反映させるトラックマットをタブから選択できるように

例えばマスクを作成する際に、従来はマスクの形状となる素材のレイヤーを上に置いてからマスクを作成し、元の位置に戻してマスクの中に入れたい素材を当てはめるという手順が必要だったが、トラックマットの選択機能を使って、マスクを切りたいオブジェクトを選択するだけで、レイヤーの順番を替えることなく、任意のオブジェクトでマスクを作成できる。

また、トラックマットから作成したマスクを反転させることも可能になり、マスクに関するトラックマットの利便性が向上している。

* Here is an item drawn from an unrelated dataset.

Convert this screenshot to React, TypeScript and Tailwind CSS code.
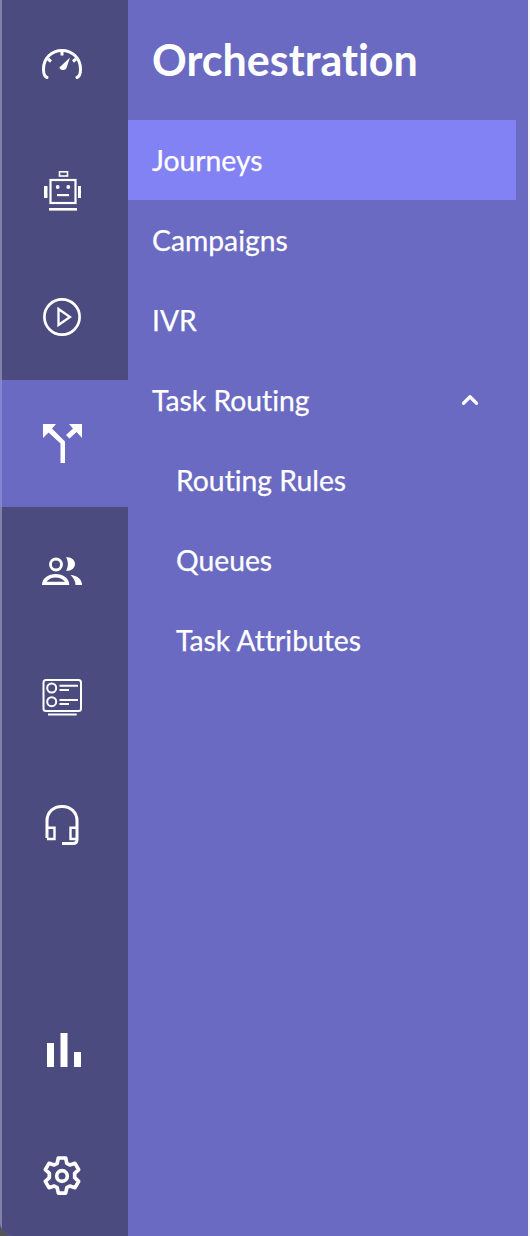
import React from "react";
import { ChevronUp } from "lucide-react";

const font = { fontFamily: "Lato, sans-serif" };

function GaugeIcon() {
  return (
    <svg width="40" height="30" viewBox="0 0 40 30" fill="none" stroke="white" strokeWidth="3">
      <path d="M5 28.500 C2.500 27.500 1.500 25 1.500 20 C1.500 9.500 9.500 1.500 20 1.500 C30.500 1.500 38.500 9.500 38.500 20 C38.500 25 37.500 27.500 35 28.500" strokeLinecap="round" />
      <path d="M20 1.500v5M6 10l3 2.500M34 10l-3 2.500" />
      <path d="M28 8.500 L24.500 19 C23 22 18.500 21.500 17.500 19 C17.500 18 18 17.500 19 17 Z" fill="white" stroke="none" />
    </svg>
  );
}

function RobotIcon() {
  return (
    <svg width="37" height="40" viewBox="0 0 37 40" fill="white">
      <rect x="15.500" y="0.800" width="8" height="4.200" fill="none" stroke="white" strokeWidth="1.600" />
      <rect x="6.500" y="9" width="25" height="23" fill="none" stroke="white" strokeWidth="2.200" />
      <circle cx="13.700" cy="16" r="1.900" />
      <circle cx="24.300" cy="16" r="1.900" />
      <rect x="13" y="23" width="12" height="2.200" />
      <rect x="0" y="15" width="3.500" height="12" />
      <rect x="34" y="15" width="3" height="12" />
      <rect x="5" y="37" width="28" height="2.600" />
    </svg>
  );
}

function PlayIcon() {
  return (
    <svg width="38" height="38" viewBox="0 0 38 38" fill="none" stroke="white" strokeWidth="2.700">
      <circle cx="19" cy="19" r="17.600" />
      <path d="M15.500 11 L27 19 L15.500 27 Z" strokeWidth="2.300" />
    </svg>
  );
}

function SplitIcon() {
  return (
    <svg width="39" height="39" viewBox="0 0 39 39" fill="white">
      <path d="M0 0 H13 L9 4.500 L22 17.500 V39 H17.500 V19.500 L5.500 8.500 L0 14 Z" />
      <path d="M39 0 H26 L30 4.500 L23 11 L26.500 14.500 L33.500 8 L39 14 Z" />
    </svg>
  );
}

function PeopleIcon() {
  return (
    <svg width="40" height="28" viewBox="0 0 40 28" fill="none">
      <circle cx="14" cy="7.500" r="5.500" stroke="white" strokeWidth="2.800" />
      <path d="M24 0.300 C29 -0.500 33 3 33 7 C33 11 29 14.500 24 13.700 C26.500 10 26.500 4 24 0.300 Z" fill="white" />
      <path d="M0 28 C0 21 6.500 17 13.700 17 C21 17 27.300 21 27.300 28 Z M4.500 24.800 H23 C21 22 17 20.500 13.700 20.500 C10 20.500 6.500 22 4.500 24.800 Z" fill="white" fillRule="evenodd" />
      <path d="M28.500 18 C35 18.500 40 22 40 28 H33.500 C33.500 24 31.500 21 28.500 18 Z" fill="white" />
    </svg>
  );
}

function ListIcon() {
  return (
    <svg width="40" height="37" viewBox="0 0 40 37" fill="none" stroke="white" strokeWidth="2">
      <rect x="1.500" y="1" width="37.500" height="31" rx="2.500" />
      <circle cx="9.700" cy="9" r="4.500" />
      <circle cx="9.700" cy="22.700" r="4.500" />
      <path d="M17.500 6.700H36M17.500 21H36" />
      <path d="M17.500 11H27M17.500 25H27" />
      <path d="M6 35.500H34.700" />
    </svg>
  );
}

function HeadsetIcon() {
  return (
    <svg width="34" height="40" viewBox="0 0 34 40" fill="none" stroke="white" strokeWidth="3">
      <path d="M2 33 V16 C2 7 8.500 1.500 17 1.500 C25.500 1.500 32 7 32 16 V34.500 C32 37.500 30.500 38.500 28 38.500 H17" />
      <path d="M2 22.700H9.500V34H2M32 22.700H25.500V34H32" strokeWidth="2.400" />
    </svg>
  );
}

function BarsIcon() {
  return (
    <svg width="34" height="34" viewBox="0 0 34 34" fill="white">
      <rect x="0" y="10" width="7" height="24" />
      <rect x="13.500" y="0" width="7" height="34" />
      <rect x="27" y="19" width="7" height="15" />
    </svg>
  );
}

function GearIcon() {
  return (
    <svg width="40" height="40" viewBox="0 0 24 24" fill="none" stroke="white" strokeWidth="2.200" strokeLinejoin="round">
      <path d="M9.800 1.200h4.400l.7 3.200 1.800 1 3.100-1 2.200 3.800-2.400 2.200v2.600l2.400 2.200-2.200 3.800-3.100-1-1.800 1-.7 3.300H9.800l-.7-3.300-1.800-1-3.100 1-2.200-3.800 2.400-2.200v-2.600L2 8.200l2.200-3.800 3.100 1 1.800-1z" />
      <circle cx="12" cy="12" r="3.200" />
    </svg>
  );
}

const rail = [
  { icon: <GaugeIcon />, h: "h-[127px]" },
  { icon: <RobotIcon />, h: "h-[127px]" },
  { icon: <PlayIcon />, h: "h-[126px]" },
  { icon: <SplitIcon />, h: "h-[127px]", active: true },
  { icon: <PeopleIcon />, h: "h-[127px]" },
  { icon: <ListIcon />, h: "h-[127px]" },
  { icon: <HeadsetIcon />, h: "h-[127px]" },
];

const rows = [
  { label: "Journeys", active: true },
  { label: "Campaigns" },
  { label: "IVR" },
  { label: "Task Routing", open: true },
  { label: "Routing Rules", sub: true },
  { label: "Queues", sub: true },
  { label: "Task Attributes", sub: true },
];

export default function App() {
  return (
    <div className="flex h-[1236px] w-[530px] overflow-hidden bg-[#555555] [font-variant-ligatures:none]" style={font}>
      <div className="flex h-full w-[528px] shrink-0 overflow-hidden rounded-bl-[14px] bg-[#6a6ac2]">
        <nav className="flex w-[128px] shrink-0 flex-col border-l-2 border-[#8181ad] bg-[#4c4b7f]">
          {rail.map((r, i) => (
            <div
              key={i}
              className={`flex ${r.h} items-center justify-center pr-[6px] ${r.active ? "-ml-[2px] border-l-2 border-[#8484d0] bg-[#6a6ac2]" : ""}`}
            >
              {r.icon}
            </div>
          ))}
          <div className="flex-1" />
          <div className="flex h-[124px] items-center justify-center pr-[2px]">
            <BarsIcon />
          </div>
          <div className="flex h-[124px] items-center justify-center pr-[6px] pt-1">
            <GearIcon />
          </div>
        </nav>
        <div className="flex-1 text-white">
          <h1 className="flex h-[120px] items-center px-6 pt-[1px] text-[43px] font-bold">Orchestration</h1>
          <ul className="w-[388px]">
            {rows.map((row) => (
              <li
                key={row.label}
                className={`flex h-[80px] items-center justify-between pr-[33px] text-[28.3px] [-webkit-text-stroke:0.25px_white] ${row.sub ? "pl-[48px]" : "pl-6"} ${row.active ? "bg-[#8282f5]" : ""}`}
              >
                <span>{row.label}</span>
                {row.open && <ChevronUp size={26} strokeWidth={3} />}
              </li>
            ))}
          </ul>
        </div>
      </div>
      <div className="h-full w-[2px] bg-[#f5f5f5]" />
    </div>
  );
}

背景のテクスチャに対して丸形のマスクを作成……すると丸の内側にテクスチャがかかってしまっている
トラックマットの反転をクリック(画像内の赤枠の部分)
テクスチャが丸の内側ではなく、外側に掛かるようになった

そのほか、50以上の新しいアニメーションプリセットを追加。H.264エンコードにも対応した。

Frame.io、撮影中の映像をクラウド共有。Adobe Stockには新無料素材追加

Frame.ioもアップデート。カメラからクラウドへ直接撮影したデータを送信できるCamera to Cloud機能において、撮影中の映像データをそのままクラウドへ自動送信できる機能を新搭載し、富士フイルムとRED Digital Cinemaのカメラが対応した。

自動送信はRAW映像も可能で、クラウドにアップロードされた映像は、Premiere Proなどからもアクセス可能となり、撮影中に編集作業を開始することもできる。

全てロイヤリティーフリーの素材を取りそろえたAdobe Stockには、新たに新素材として、縦型ビデオ(有料35,000点、無料15,000点)、無料オーディオ(1,000点)、無料オーディオループ(1,000点)を追加。そのほか、静止画についてはPNG形式の素材のダウンロードに対応した。